In presenting the report for the Russian news agency, Ekaterina Popova says that “despite the fact that by inertia, neighboring Latvia continues its economic drift toward the European Union … political processes which are taking place among are neighbors provide the basis for a future political turnabout.”

Among those are the victories in recent municipal elections of pro-Russian parties that brought to power the “’Russian mayor’” of Riga, Nil Ushakov, and allowed his Center of Accord colleagues to win39 of the 60 seats in the Riga city council, as well as the victory of pro-Russian politicians in other local elections.

These results, she says, “improve the prospects for the formation of a pro-Russian ruling coalition” in the national government after the 2014 parliamentary elections, especially since the Center of Accord party already “controls 31 percent” of the seats there and can expect to gain by appealing to the large portion of the Latvian electorate that is Russian or Russian-speaking..

To achieve that “strategic task,” Popova says, will require the identification of “a compromise figure who will work for the rapprochement of the positions of the two countries. And she adds that such a figure seems to be available in Dmitry Mazepin, the head of the UralKhim Company.

The New Region 2 journalist then presents what she says is the full text of a 2700-word report by an unnamed group of Kremlin advisors entitled “On the Results of the Municipal Elections in the Latvian Republic and the Prospects of the Formtion of a Pro-Russian Ruling Coalition in That Country.”

Latvia, the report begins, is attracting”heightened attention fromabroad circle of representatives of the economic and political elite of the Russian Federation” because of the sie of Russian investment there, Russian ownership of Latvian property, its strategic location, Russian deposits in Latvian banks, and its membership in the EU and plans to enter the euro zone which will make it an even more attractive and secure place for Russian investment.

Moreover, the report continues, given the financial crisis in Cyprus and the threat that poses to Russian deposits there, Latvia “is becoming an ever more attractive alternative as a place for Russian depositors.” These are likely to grow as are direct Russian investments when Latvia adopts the euro next year.

That further integration of Latvia into “the supra-national organs of the European Union” will grow, and consequently, the possibilities of the country’s financial authorities to manipulate the situation will decrease, adding to Latvia’s attractiveness as an investment site for Russians and Russian companies.

But in this situation, “Russian depositors and investors will not be able to feel themselves secure and confidently increase their presence in the economy of the country until they are convinced that there is a government in the Latvian Republic which is capable of recognizing and defending (at least behind the scenes) the vitally important interests of such depositors and investors.”
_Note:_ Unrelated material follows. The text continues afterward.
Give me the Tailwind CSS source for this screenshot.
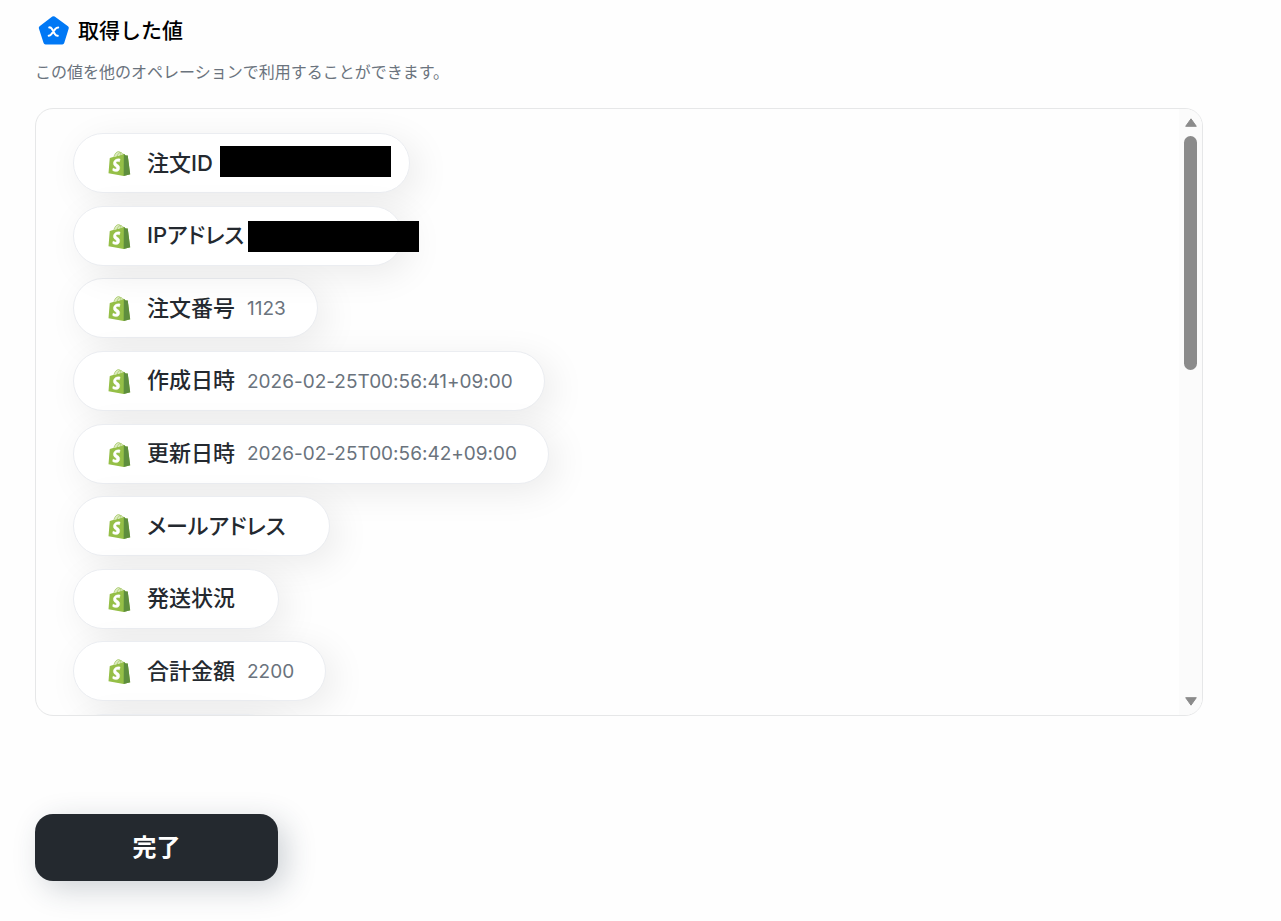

“The strategic interests of Russia, of Russian capital in the Latvian Republic and also of the Latvian Republic itself” because of the role of Russian money in stabilizing the Latvian economy and avoiding the worst aspects of the recent financial crisis thus call for “the formation after the 2014 elections of a coalition government led by the Center of Accord and N. Ushakov as prime minister.” Such a government could include representatives of the Reform Party and the Union of Greens and Peasants.
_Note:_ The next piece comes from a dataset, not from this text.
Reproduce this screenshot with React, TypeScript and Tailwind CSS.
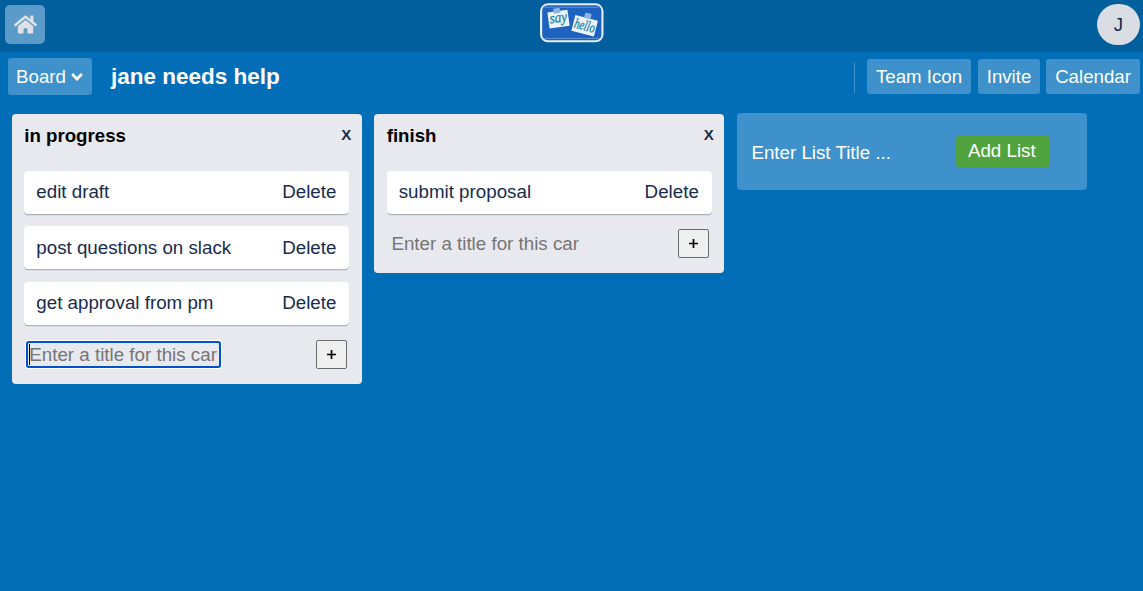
import React from 'react';
import { FaHome, FaAngleDown } from 'react-icons/fa';

function Logo() {
  return (
    <svg width="64" height="40" viewBox="0 0 64 40" className="block">
      <rect x="0" y="0.3" width="63.5" height="39" rx="8" fill="#e6edf7" />
      <rect x="2.2" y="2.2" width="59.2" height="35" rx="5.5" fill="#1d62bf" />
      <path d="M4.5 4.2H59.5M4.5 35.4H59.5" stroke="#7fa5da" strokeWidth="0.7" />
      <g transform="translate(7.4 9.6) rotate(-8)">
        <rect width="20.2" height="16" fill="#edf3fa" />
        <rect x="6.2" y="-3" width="6.6" height="5" fill="#8fb4e2" />
        <text x="1.2" y="11.2" fontFamily="'Liberation Serif', serif" fontStyle="italic" fontSize="15" textLength="17.5" lengthAdjust="spacingAndGlyphs" fill="#1f86a8" stroke="#1f86a8" strokeWidth="0.35">say</text>
      </g>
      <g transform="translate(35.4 12) rotate(14.5)">
        <rect width="23.3" height="16.2" fill="#edf3fa" />
        <rect x="9" y="-5" width="6.6" height="5.6" fill="#8fb4e2" />
        <text x="1.2" y="12.6" fontFamily="'Liberation Serif', serif" fontStyle="italic" fontSize="14.5" textLength="21" lengthAdjust="spacingAndGlyphs" fill="#1f86a8" stroke="#1f86a8" strokeWidth="0.35">hello</text>
      </g>
    </svg>
  );
}

function HeaderButton({ width, children }: { width: string; children: React.ReactNode }) {
  return (
    <button className={`flex h-[35px] items-center justify-center whitespace-nowrap rounded-[3px] bg-[#3e91ca] text-[18.67px] text-white ${width}`}>
      {children}
    </button>
  );
}

function Card({ title }: { title: string }) {
  return (
    <div className="flex h-[43px] items-center justify-between rounded-[4px] bg-white pl-[12px] pr-[12.9px] text-[#172b4d] shadow-[0_1.3px_0_#adb3c0]">
      <span className="-mt-[0.6px]">{title}</span>
      <span className="-mt-[0.6px]">Delete</span>
    </div>
  );
}

function List({ title, cards, active = false }: { title: string; cards: string[]; active?: boolean }) {
  return (
    <section className="w-[350px] shrink-0 rounded-[4px] bg-[#e8e9ee] pb-[15px] pl-[12.3px] pr-[12.7px]">
      <div className="flex h-[57px] justify-between pt-[10px] leading-[24px]">
        <h2 className="text-[18.67px] font-bold text-black">{title}</h2>
        <span className="-mr-[2px] -mt-[1px] text-[15px] font-bold text-[#172b4d]">X</span>
      </div>
      <div className="flex flex-col gap-[12.4px]">
        {cards.map((card) => (
          <Card key={card} title={card} />
        ))}
      </div>
      <div className="mt-[15.2px] flex h-[29px] items-center justify-between pl-[2px] pr-[2.4px]">
        <div className={active ? 'relative ml-[2px] flex h-[23px] w-[191px] items-center rounded-[1px] bg-[#e8e9ee] pl-[1px] pt-[1px] shadow-[0_0_0_2px_#0052cc,0_0_0_3px_#ffffff]' : 'flex h-[25px] w-[191px] items-center pl-[2.7px]'}>
          <input
            placeholder="Enter a title for this card..."
            className="w-[188px] bg-transparent text-[18.75px] outline-none placeholder:text-[#757575]"
          />
          {active && <i className="absolute left-[1px] top-[1px] h-[21px] w-px bg-black" />}
        </div>
        <button className="flex h-[29px] w-[31px] items-center justify-center rounded-[2px] border border-[#6b6b6b] bg-[#efefef] text-black">
          <svg width="11" height="11" viewBox="0 0 11 11" className="block" aria-label="Add card">
            <path d="M5.5 1V10M1 5.5H10" stroke="currentColor" strokeWidth="1.7" />
          </svg>
        </button>
      </div>
    </section>
  );
}

export default function App() {
  return (
    <div className="h-[591px] w-[1143px] overflow-hidden bg-[#026eb8] font-['Liberation_Sans',Arial,sans-serif] text-[18.67px]">
      <header className="grid h-[52px] grid-cols-3 bg-[#005f9c] pl-[5px] pr-[3px]">
        <button className="mt-[5px] flex h-[39px] w-[40px] items-center justify-center rounded-[5px] bg-[#5b9bc9] text-[#dfe1e6]">
          <FaHome size={23} />
        </button>
        <div className="flex justify-center pt-[3px]">
          <Logo />
        </div>
        <div className="mt-[4px] flex h-[41px] w-[43px] items-center justify-center justify-self-end rounded-full bg-[#dadde4] text-[#172b4d]">
          J
        </div>
      </header>
      <nav className="flex h-[62px] items-start justify-between pl-[8px] pr-[3px]">
        <div className="flex items-center pt-[6px]">
          <button className="flex h-[37px] w-[84px] items-center justify-center gap-[2px] rounded-[3px] bg-[#3e91ca] text-white">
            <span>Board</span>
            <FaAngleDown size={18} className="-mr-[2px] shrink-0" />
          </button>
          <h1 className="ml-[19px] text-[22.5px] font-bold text-white">jane needs help</h1>
        </div>
        <div className="flex items-center pt-[7px]">
          <div className="mr-[12px] mt-px h-[31px] w-px bg-[#3e91ca]" />
          <HeaderButton width="w-[104px] mr-[7px]">Team Icon</HeaderButton>
          <HeaderButton width="w-[62px] mr-[6px]">Invite</HeaderButton>
          <HeaderButton width="w-[94px]">Calendar</HeaderButton>
        </div>
      </nav>
      <main className="flex items-start gap-[12.4px] pl-[12px] text-[18.75px]">
        <List title="in progress" cards={['edit draft', 'post questions on slack', 'get approval from pm']} active />
        <List title="finish" cards={['submit proposal']} />
        <section className="-mt-px flex h-[77px] w-[350px] shrink-0 items-start justify-between rounded-[4px] bg-[#3e91ca] pl-[14.6px] pr-[37px] pt-[23px] text-white">
          <input
            placeholder="Enter List Title ..."
            className="mt-[3px] h-[28px] w-[190px] bg-transparent leading-[28px] outline-none placeholder:text-white placeholder:opacity-100"
          />
          <button className="h-[31px] w-[94px] rounded-[3px] bg-[#51a33d] pb-[2px] pr-[2px] leading-[29px]">Add List</button>
        </section>
      </main>
    </div>
  );
}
Such “a political task” is “completely realizable,” the report continues, but it won’t happen without a concerted effort by Moscow, on the one hand, and pro-Russian political and especially economic forces in Latvia itself, all the more so because since 2000, the idea of Russian participation in Latvia’s political process has “in part been discredited.”

A major reason for this, the report says, is that Moscow political consultants have given the pro-Russian parties of Latvia bad advice, including urging them to press immediately for Russian to be given the status of a state language. The efforts of the parties to do just that quickly alienated their potential allies.

To succeed, the report argues, this effort must overcome “a definite skepticism and disappointments of various Russian possibilities among the pro-Russian political and business circles of the Latvian Republic” by forming “an informal staff” with offices in both Riga and Moscow to coordinate and to select as its leader someone with Russian citizenship – “a guarantee of loyalty” – long experience in Latvia, someone like Dmitry Mazepin.

Moreover, the report says, this effort must secure financing from Russian business interests in Latvia and a commitment from the Kremlin that it “will not disavow [the effort] in the course of its being realized” in the pursuit of other goals. And it calls for the program to begin “no later than September 1, 2013.